> Data lines
•••••

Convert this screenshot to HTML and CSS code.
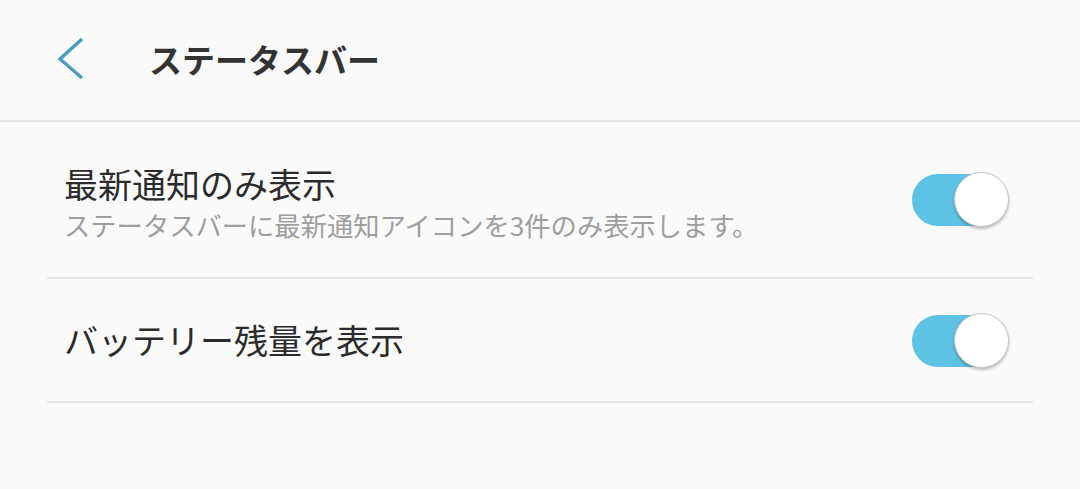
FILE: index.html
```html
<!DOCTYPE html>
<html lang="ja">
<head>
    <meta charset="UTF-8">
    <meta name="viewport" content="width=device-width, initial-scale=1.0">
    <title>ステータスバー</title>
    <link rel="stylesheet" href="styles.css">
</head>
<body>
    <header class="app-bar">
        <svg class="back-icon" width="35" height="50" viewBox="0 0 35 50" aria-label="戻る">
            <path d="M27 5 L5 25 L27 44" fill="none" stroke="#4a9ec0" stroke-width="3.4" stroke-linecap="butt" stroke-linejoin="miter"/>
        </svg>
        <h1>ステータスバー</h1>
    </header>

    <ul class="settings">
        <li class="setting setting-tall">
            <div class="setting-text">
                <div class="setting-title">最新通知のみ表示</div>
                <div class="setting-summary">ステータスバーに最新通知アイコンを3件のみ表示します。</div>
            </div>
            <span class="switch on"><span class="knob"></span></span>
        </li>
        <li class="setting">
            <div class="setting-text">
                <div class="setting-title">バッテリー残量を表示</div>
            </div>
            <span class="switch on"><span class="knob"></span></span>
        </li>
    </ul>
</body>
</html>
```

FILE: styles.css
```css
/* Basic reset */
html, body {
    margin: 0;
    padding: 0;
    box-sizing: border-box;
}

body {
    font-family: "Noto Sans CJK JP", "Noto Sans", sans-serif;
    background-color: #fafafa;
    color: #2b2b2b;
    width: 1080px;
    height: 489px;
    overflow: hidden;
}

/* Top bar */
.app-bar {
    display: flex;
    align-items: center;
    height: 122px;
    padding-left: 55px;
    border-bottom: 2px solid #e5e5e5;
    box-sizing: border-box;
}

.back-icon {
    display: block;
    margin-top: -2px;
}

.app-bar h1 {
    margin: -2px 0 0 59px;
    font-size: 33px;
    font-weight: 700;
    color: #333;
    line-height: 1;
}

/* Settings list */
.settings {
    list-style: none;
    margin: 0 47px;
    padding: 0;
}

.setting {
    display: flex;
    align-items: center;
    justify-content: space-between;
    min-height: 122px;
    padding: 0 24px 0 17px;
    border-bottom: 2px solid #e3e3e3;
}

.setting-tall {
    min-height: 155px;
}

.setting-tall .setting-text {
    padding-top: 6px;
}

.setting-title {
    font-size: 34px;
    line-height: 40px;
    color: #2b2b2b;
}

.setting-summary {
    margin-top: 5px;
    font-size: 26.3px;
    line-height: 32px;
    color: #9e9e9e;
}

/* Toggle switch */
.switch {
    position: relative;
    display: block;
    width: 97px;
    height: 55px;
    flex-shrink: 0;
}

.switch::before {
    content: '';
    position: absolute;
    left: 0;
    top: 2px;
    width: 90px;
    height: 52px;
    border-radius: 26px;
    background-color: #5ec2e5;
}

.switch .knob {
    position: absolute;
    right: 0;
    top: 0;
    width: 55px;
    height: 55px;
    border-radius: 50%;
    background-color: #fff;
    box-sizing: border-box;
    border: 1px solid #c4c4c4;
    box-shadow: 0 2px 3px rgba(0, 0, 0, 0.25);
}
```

•••••

> What this task involves
Copy every line above word for word and exclude the pictures.

> Correct output
Convert this screenshot to HTML and CSS code.
FILE: index.html
```html
<!DOCTYPE html>
<html lang="ja">
<head>
    <meta charset="UTF-8">
    <meta name="viewport" content="width=device-width, initial-scale=1.0">
    <title>ステータスバー</title>
    <link rel="stylesheet" href="styles.css">
</head>
<body>
    <header class="app-bar">
        <svg class="back-icon" width="35" height="50" viewBox="0 0 35 50" aria-label="戻る">
            <path d="M27 5 L5 25 L27 44" fill="none" stroke="#4a9ec0" stroke-width="3.4" stroke-linecap="butt" stroke-linejoin="miter"/>
        </svg>
        <h1>ステータスバー</h1>
    </header>

    <ul class="settings">
        <li class="setting setting-tall">
            <div class="setting-text">
                <div class="setting-title">最新通知のみ表示</div>
                <div class="setting-summary">ステータスバーに最新通知アイコンを3件のみ表示します。</div>
            </div>
            <span class="switch on"><span class="knob"></span></span>
        </li>
        <li class="setting">
            <div class="setting-text">
                <div class="setting-title">バッテリー残量を表示</div>
            </div>
            <span class="switch on"><span class="knob"></span></span>
        </li>
    </ul>
</body>
</html>
```

FILE: styles.css
```css
/* Basic reset */
html, body {
    margin: 0;
    padding: 0;
    box-sizing: border-box;
}

body {
    font-family: "Noto Sans CJK JP", "Noto Sans", sans-serif;
    background-color: #fafafa;
    color: #2b2b2b;
    width: 1080px;
    height: 489px;
    overflow: hidden;
}

/* Top bar */
.app-bar {
    display: flex;
    align-items: center;
    height: 122px;
    padding-left: 55px;
    border-bottom: 2px solid #e5e5e5;
    box-sizing: border-box;
}

.back-icon {
    display: block;
    margin-top: -2px;
}

.app-bar h1 {
    margin: -2px 0 0 59px;
    font-size: 33px;
    font-weight: 700;
    color: #333;
    line-height: 1;
}

/* Settings list */
.settings {
    list-style: none;
    margin: 0 47px;
    padding: 0;
}

.setting {
    display: flex;
    align-items: center;
    justify-content: space-between;
    min-height: 122px;
    padding: 0 24px 0 17px;
    border-bottom: 2px solid #e3e3e3;
}

.setting-tall {
    min-height: 155px;
}

.setting-tall .setting-text {
    padding-top: 6px;
}

.setting-title {
    font-size: 34px;
    line-height: 40px;
    color: #2b2b2b;
}

.setting-summary {
    margin-top: 5px;
    font-size: 26.3px;
    line-height: 32px;
    color: #9e9e9e;
}

/* Toggle switch */
.switch {
    position: relative;
    display: block;
    width: 97px;
    height: 55px;
    flex-shrink: 0;
}

.switch::before {
    content: '';
    position: absolute;
    left: 0;
    top: 2px;
    width: 90px;
    height: 52px;
    border-radius: 26px;
    background-color: #5ec2e5;
}

.switch .knob {
    position: absolute;
    right: 0;
    top: 0;
    width: 55px;
    height: 55px;
    border-radius: 50%;
    background-color: #fff;
    box-sizing: border-box;
    border: 1px solid #c4c4c4;
    box-shadow: 0 2px 3px rgba(0, 0, 0, 0.25);
}
```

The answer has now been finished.